Вообще отрывки у Розанова следуют друг за другом по принципу противоставления тем и противоставления планов, т. е. план бытовой сменяется планом космическим <…> «Уединенное» и «Коробы» можно квалифицировать поэтому как романы без мотивировки. Таким образом, в области тематической для них характерна канонизация новых тем, а в области композиционной – обнажение приема253.
Как показано в предыдущей главе, знакомство с формализмом, и в частности с работами Шкловского, начинается у Платонова самое позднее в 1919 году после выхода в свет сборника «Поэтика: очерки по теории поэтического языка», причем формативными для поэтики Платонова были работы Эйхенбаума по сказу и Шкловского по сюжетостроению. Шкловского и Платонова после их знакомства в 1925 году связывали длительные отношения, которые можно назвать дружескими. В зрелой прозе Платонова то и дело всплывают пародии на Шкловского254. Ааге Ханзен-Леве сводит неоднозначные отношения Платонова и Шкловского к сублимированной конкуренции в области бессюжетной прозы, «первооткрывателями» которой считали себя оба255.

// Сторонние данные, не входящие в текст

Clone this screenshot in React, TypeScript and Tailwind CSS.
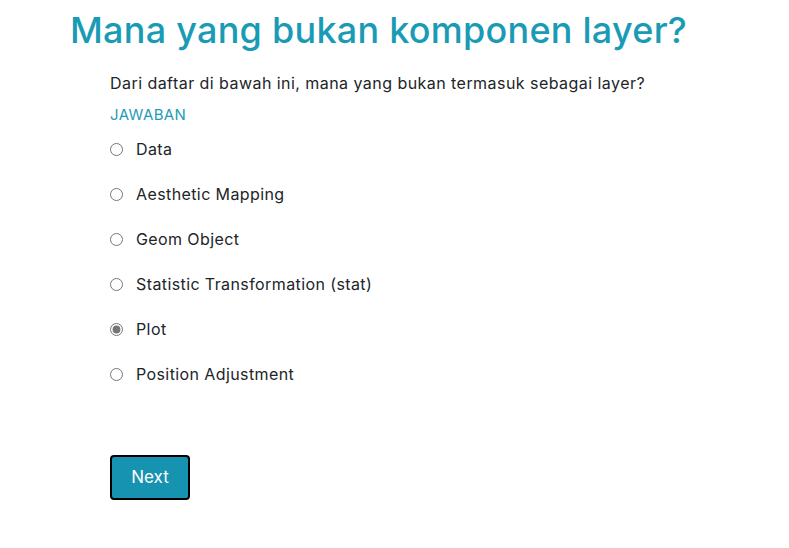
export default function App() {
  const options = [
    "Data",
    "Aesthetic Mapping",
    "Geom Object",
    "Statistic Transformation (stat)",
    "Plot",
    "Position Adjustment",
  ];
  return (
    <div className="w-[789px] h-[548px] bg-white font-['Inter',sans-serif] text-[#212529]">
      <h1 className="pl-[70px] pt-[8px] text-[36px] leading-[44px] font-medium tracking-[0.25px] text-[#1a9bb5]">
        Mana yang bukan komponen layer?
      </h1>
      <div className="pl-[110px]">
        <p className="mt-[19px] text-[16px] leading-[24px] tracking-[0.45px]">
          Dari daftar di bawah ini, mana yang bukan termasuk sebagai layer?
        </p>
        <div className="mt-[8px] text-[15px] leading-[24px] tracking-[0.4px] text-[#1f9cb8]">JAWABAN</div>
        <div className="mt-[10px] flex flex-col gap-[21px]">
          {options.map((o) => (
            <label key={o} className="flex items-center h-[24px] text-[16px] tracking-[0.4px]">
              <input
                type="radio"
                name="ans"
                defaultChecked={o === "Plot"}
                className="w-[13px] h-[13px] m-0 mr-[13px] accent-[#767676]"
              />
              {o}
            </label>
          ))}
        </div>
        <button className="mt-[69px] w-[80px] h-[45px] rounded-[4px] border-2 border-black bg-[#1693b0] text-white text-[17px]">
          Next
        </button>
      </div>
    </div>
  );
}
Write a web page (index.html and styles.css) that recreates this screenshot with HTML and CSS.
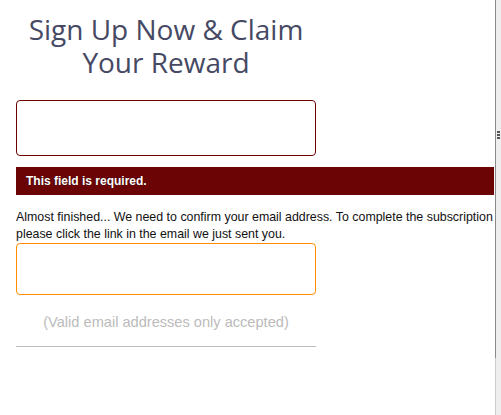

Общее мнение о бессюжетности прозы Платонова, обусловленной приемами сказа и публицистики, и о ее ригидной «антилитературности»256, связанной с концентрацией автора то на языке, то на философии, следует скорректировать: Платонов гипертрофирует момент загадочности сюжетостроения, вдохновленный Гоголем, Розановым и Шкловским.